The submission agent also allows authors to query the production status of content they have submitted. The submission agent provides a user-friendly interface to the submission management agent which, in coordination with the production agent, actually enters content into the database.
User Authoring Users are given a limited degree of authoring capability. These capabilities are implemented by the user authoring agent. User-authored content may include contributions to discussion groups; bookmarks and other personal collections; annotations attached to content; and simple notes.
By default, content authored by users is not accessible to other users. Users may extend to other users access to portions of their personal content. In most cases, it may be desirable to ascribe very low importance or relevance to user-authored content, so that such content rarely appears in search results.
In certain domains, such as discussion groups, where the primary intent is to distribute information to other users, it is desirable to ascribe greater importance to user-authored content.
Portal agents provide access to content which does not adhere to the attribution schema and cannot be fitted to the attribution schema without significant loss of information. Because it does not adhere to the attribution schema, such content is not accessible directly through the navigation agent. Content which does adhere or can be fitted to the attribution schema can be made fully accessible at the system level.
Portals facilitate a variable degree of integration between the system and non- system content managers.

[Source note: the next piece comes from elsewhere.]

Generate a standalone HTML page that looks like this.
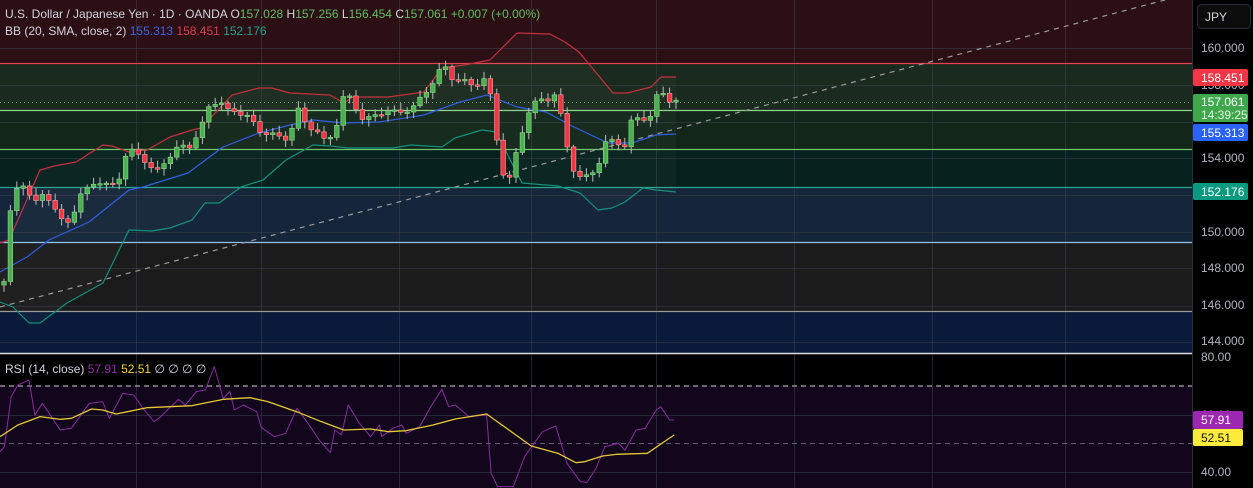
<!DOCTYPE html>
<html><head><meta charset="utf-8"><style>
html,body{margin:0;padding:0;background:#000;width:1253px;height:488px;overflow:hidden;font-family:"Liberation Sans",sans-serif}
svg{display:block}
</style></head><body>
<svg id="s" width="1253" height="488" xmlns="http://www.w3.org/2000/svg" font-family="Liberation Sans, sans-serif">
<rect x="0" y="0" width="1192" height="63" fill="#2b0f15"/>
<rect x="0" y="63" width="1192" height="47" fill="#1b2a1e"/>
<rect x="0" y="110" width="1192" height="39" fill="#13261a"/>
<rect x="0" y="149" width="1192" height="38" fill="#07221e"/>
<rect x="0" y="187" width="1192" height="55" fill="#16263a"/>
<rect x="0" y="242" width="1192" height="69" fill="#1b1b1c"/>
<rect x="0" y="311" width="1192" height="42" fill="#0a1a3a"/>
<rect x="0" y="353" width="1192" height="33" fill="#000"/>
<rect x="0" y="386" width="1192" height="102" fill="#12061d"/>
<g id="grid" stroke="#3a3f4a" stroke-opacity="0.55" stroke-width="1"></g>
<line x1="0" y1="63.5" x2="1192" y2="63.5" stroke="#e0444f" stroke-width="1.3"/>
<line x1="0" y1="110.5" x2="1192" y2="110.5" stroke="#8ed48a" stroke-width="1.3"/>
<line x1="0" y1="149.5" x2="1192" y2="149.5" stroke="#6cc46c" stroke-width="1.3"/>
<line x1="0" y1="187.5" x2="1192" y2="187.5" stroke="#2aa58f" stroke-width="1.3"/>
<line x1="0" y1="242.5" x2="1192" y2="242.5" stroke="#8fc2ee" stroke-width="1.3"/>
<line x1="0" y1="311.5" x2="1192" y2="311.5" stroke="#9a9a9a" stroke-width="1.3"/>
<line x1="0" y1="102.5" x2="1192" y2="102.5" stroke="#5fb35f" stroke-dasharray="1 3" stroke-width="1"/>
<line x1="0" y1="307" x2="1165" y2="0" stroke="#9a9a9a" stroke-dasharray="5 5" stroke-width="1.2"/>
<line x1="0" y1="353.5" x2="1253" y2="353.5" stroke="#ddd" stroke-width="1.5"/>
<line x1="0" y1="386" x2="1192" y2="386" stroke="#cfcfcf" stroke-dasharray="5 4" stroke-width="1"/>
<line x1="0" y1="443.5" x2="1192" y2="443.5" stroke="#6a5a78" stroke-dasharray="5 4" stroke-width="1"/>
<g id="bands"></g>
<g id="candles"></g>
<g id="rsi"></g>
<rect x="1192" y="0" width="61" height="488" fill="#000"/>
<line x1="1192.5" y1="0" x2="1192.5" y2="488" stroke="#2a2e39"/>
<rect x="1197.5" y="4.5" width="53" height="24" rx="4" fill="#0c0c0c" stroke="#2a2e39"/>
<text x="1205" y="21" fill="#d1d4dc" font-size="12">JPY</text>
<g fill="#b2b5be" font-size="12">
<text x="1201" y="52">160.000</text>
<text x="1201" y="89">158.000</text>
<text x="1201" y="162">154.000</text>
<text x="1201" y="236">150.000</text>
<text x="1201" y="272">148.000</text>
<text x="1201" y="309">146.000</text>
<text x="1201" y="345">144.000</text>
<text x="1201" y="361">80.00</text>
<text x="1201" y="419">60.00</text>
<text x="1201" y="476">40.00</text>
</g>
<rect x="1193" y="69" width="55" height="17" rx="2" fill="#f23645"/>
<text x="1201" y="82" fill="#fff" font-size="12">158.451</text>
<rect x="1193" y="94" width="55" height="28" rx="2" fill="#3fa84d"/>
<text x="1201" y="106" fill="#fff" font-size="12">157.061</text>
<text x="1201" y="119" fill="#e6f5e6" font-size="12">14:39:25</text>
<rect x="1193" y="124" width="55" height="17" rx="2" fill="#2962ff"/>
<text x="1201" y="137" fill="#fff" font-size="12">155.313</text>
<rect x="1193" y="183" width="55" height="17" rx="2" fill="#089981"/>
<text x="1201" y="196" fill="#fff" font-size="12">152.176</text>
<rect x="1193" y="411" width="50" height="18" rx="2" fill="#9c27b0"/>
<text x="1201" y="424" fill="#fff" font-size="12">57.91</text>
<rect x="1193" y="429" width="50" height="17" rx="2" fill="#ffeb3b"/>
<text x="1201" y="442" fill="#111" font-size="12">52.51</text>
<text x="5" y="18" font-size="12" fill="#d1d4dc">U.S. Dollar / Japanese Yen · 1D · OANDA <tspan>O</tspan><tspan fill="#5fbf5f">157.028</tspan> H<tspan fill="#5fbf5f">157.256</tspan> L<tspan fill="#5fbf5f">156.454</tspan> C<tspan fill="#5fbf5f">157.061</tspan> <tspan fill="#5fbf5f">+0.007 (+0.00%)</tspan></text>
<text x="5" y="35" font-size="12" fill="#d1d4dc">BB (20, SMA, close, 2) <tspan fill="#3d63e0">155.313</tspan> <tspan fill="#e03a4c">158.451</tspan> <tspan fill="#22a28c">152.176</tspan></text>
<text x="5" y="373" font-size="12" fill="#d1d4dc">RSI (14, close) <tspan fill="#8e2fa4">57.91</tspan> <tspan fill="#f0d640">52.51</tspan> <tspan fill="#d1d4dc">∅ ∅ ∅ ∅</tspan></text>
</svg>
<script>
var NS="http://www.w3.org/2000/svg";
function el(p,t,a){var e=document.createElementNS(NS,t);for(var k in a)e.setAttribute(k,a[k]);p.appendChild(e);return e;}
var g=document.getElementById('grid');
[136,261,399,531,656,794,932,1065].forEach(function(x){el(g,'line',{x1:x+.5,y1:0,x2:x+.5,y2:488});});
[48,85,122,158,195,232,268,306,342,415,472].forEach(function(y){el(g,'line',{x1:0,y1:y+.5,x2:1192,y2:y+.5});});
function pl(p,pts,c,w){el(p,'polyline',{points:pts.map(function(q){return q.join(',')}).join(' '),fill:'none',stroke:c,'stroke-width':w||1.2,'stroke-linejoin':'round'});}
var b=document.getElementById('bands');
var up=[[0,243],[9,240],[40,170],[54,166],[76,162],[103,145],[112,146],[129,152],[147,150],[170,137],[192,130],[201,128],[232,95],[259,88],[272,88],[290,93],[330,95],[344,103],[353,97],[388,97],[424,92],[442,68],[464,65],[490,60],[500,50],[517,33],[550,34],[565,42],[579,52],[613,93],[627,93],[651,87],[661,77],[676,77]];
var mid=[[0,272],[27,257],[49,240],[89,222],[129,190],[143,187],[188,173],[223,147],[259,133],[290,125],[313,120],[344,123],[379,122],[424,115],[460,102],[487,95],[517,107],[546,112],[574,127],[608,143],[632,143],[656,135],[676,134]];
var lo=[[0,302],[13,307],[29,323],[40,323],[67,303],[103,283],[129,230],[152,231],[170,228],[192,220],[205,203],[219,203],[241,187],[263,180],[286,160],[313,145],[330,146],[348,148],[393,148],[411,145],[442,147],[455,138],[482,130],[496,132],[522,183],[558,186],[580,193],[598,210],[612,208],[625,202],[643,188],[656,190],[676,192]];
el(b,'polygon',{points:up.concat(lo.slice().reverse()).map(function(q){return q.join(',')}).join(' '),fill:'#ffffff','fill-opacity':'0.025'});
pl(b,up,'#c4303f');pl(b,mid,'#2f5fe0');pl(b,lo,'#13907c');
var key=[[4,280],[10,215],[20,177],[35,205],[45,190],[55,210],[62,222],[70,220],[80,197],[95,180],[110,188],[120,175],[125,157],[135,150],[145,160],[155,175],[165,160],[180,147],[190,145],[200,132],[210,103],[220,100],[225,112],[235,110],[245,115],[260,130],[270,135],[285,138],[295,124],[300,105],[305,122],[315,130],[325,142],[335,130],[345,92],[355,104],[360,118],[368,120],[375,115],[385,110],[395,113],[405,110],[415,107],[425,92],[432,83],[444,65],[450,76],[460,80],[470,85],[480,82],[488,77],[494,126],[500,153],[506,190],[512,172],[517,150],[523,128],[530,108],[540,100],[548,98],[556,94],[562,122],[568,150],[575,173],[582,180],[590,175],[600,160],[606,143],[615,140],[625,146],[632,120],[640,117],[650,118],[657,97],[663,92],[670,100],[676,102]];
function interp(x){for(var i=0;i<key.length-1;i++){if(x<=key[i+1][0]){var a=key[i],c=key[i+1];return a[1]+(c[1]-a[1])*(x-a[0])/(c[0]-a[0]);}}return key[key.length-1][1];}
var cg=document.getElementById('candles');var prev=285;
for(var x=4;x<=677;x+=6.4){var c=interp(x)+Math.sin(x*1.7)*3;var o=prev;var hi=Math.min(o,c)-2-Math.abs(Math.sin(x*3.1))*5;var lw=Math.max(o,c)+2+Math.abs(Math.cos(x*2.3))*5;var up2=c<o;var col=up2?'#4caf50':'#f23645';var bc=up2?'#8fdc8f':'#f7a0a0';
el(cg,'line',{x1:x,y1:hi,x2:x,y2:lw,stroke:'#bbb','stroke-width':1});
var t=Math.min(o,c),h=Math.max(1.5,Math.abs(o-c));el(cg,'rect',{x:x-2.3,y:t,width:4.6,height:h,fill:col,stroke:bc,'stroke-width':0.6});prev=c;}
var r=document.getElementById('rsi');
function tr(a){return a.map(function(q){return [q[0]/2.24,q[1]/3+340];});}
var pr=[[0,335],[10,320],[25,170],[40,135],[65,120],[78,225],[95,190],[135,270],[160,265],[200,190],[230,185],[245,235],[275,160],[300,165],[320,205],[345,245],[360,230],[400,178],[415,195],[440,155],[460,150],[480,80],[500,175],[515,155],[525,210],[545,195],[575,215],[585,262],[615,290],[640,280],[665,205],[690,250],[715,300],[740,338],[750,270],[765,285],[780,195],[805,250],[830,290],[850,255],[855,290],[880,265],[900,255],[910,280],[940,260],[965,200],[990,148],[1005,200],[1020,195],[1050,230],[1090,225],[1100,400],[1115,440],[1150,440],[1175,350],[1215,275],[1245,258],[1270,370],[1300,425],[1315,427],[1335,385],[1355,320],[1385,310],[1400,330],[1425,270],[1445,265],[1470,210],[1480,200],[1500,240],[1510,240]];
var yr=[[0,290],[40,255],[90,230],[135,238],[160,235],[205,207],[230,210],[260,222],[330,203],[430,197],[500,178],[560,173],[600,185],[670,218],[720,245],[770,270],[830,267],[870,275],[910,272],[970,255],[1020,237],[1090,222],[1140,270],[1190,318],[1250,340],[1290,368],[1310,365],[1350,348],[1380,343],[1450,340],[1510,285]];
pl(r,tr(pr),'#8a2aa0',1);pl(r,tr(yr),'#e6c935',1.3);
</script>
</body></html>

All communication between the portal with the core occurs via a portal API. The level of integration of a particular portal is determined by the portal agent's implementation of the access, search, navigation, and backup portal interfaces. The system may contain links to non systems, such as external Web sites. Integration through a portal agent offers several advantages over a hyperlink: Portal agents can cause their content to be indexed by the system, which allows users to find references to the portal agent from the standard system navigator; Content generated by a portal agent is amenable to rendition conversion and an-notation, and may be delivered by various channels; Navigation of content through a portal agent is integrated with the standard system navigation agent and uses the same bookmark and history mechanisms. The system provides standard portals for accessing WWW sites and Usenet news-groups.
Each user's profile, maintained by the system, includes a set of user preferences which specify the manner in which the system communicates with the user, including appearance and verbosity. Users may modify the user preference portions of their user profiles through the user preferences agent. User profiles also include a list of clipping requests, expressed as event descriptions. These event descriptions are automatically registered with the notification agent which detects content which matches the descriptions. Any such content is linked by the notification agent into the user's private collection.
Feedback may be managed through various means, ranging from a simple electronic mailbox to a customer support database. Users report problems and submit comments regarding the system to the feedback system via the feedback agent.
It should handle distinguishing production problems, such as missing files, from authoring problems, such as inaccuracies in the content. It should also provide generic feedback mechanisms, e.g. "I would really like to see a summary of the features in product X." Advanced feedback can be implemented via a custom agent but is probably better implemented through a commercial product. In either case, the interface should be implemented via a user agent to present a uniform interface to users.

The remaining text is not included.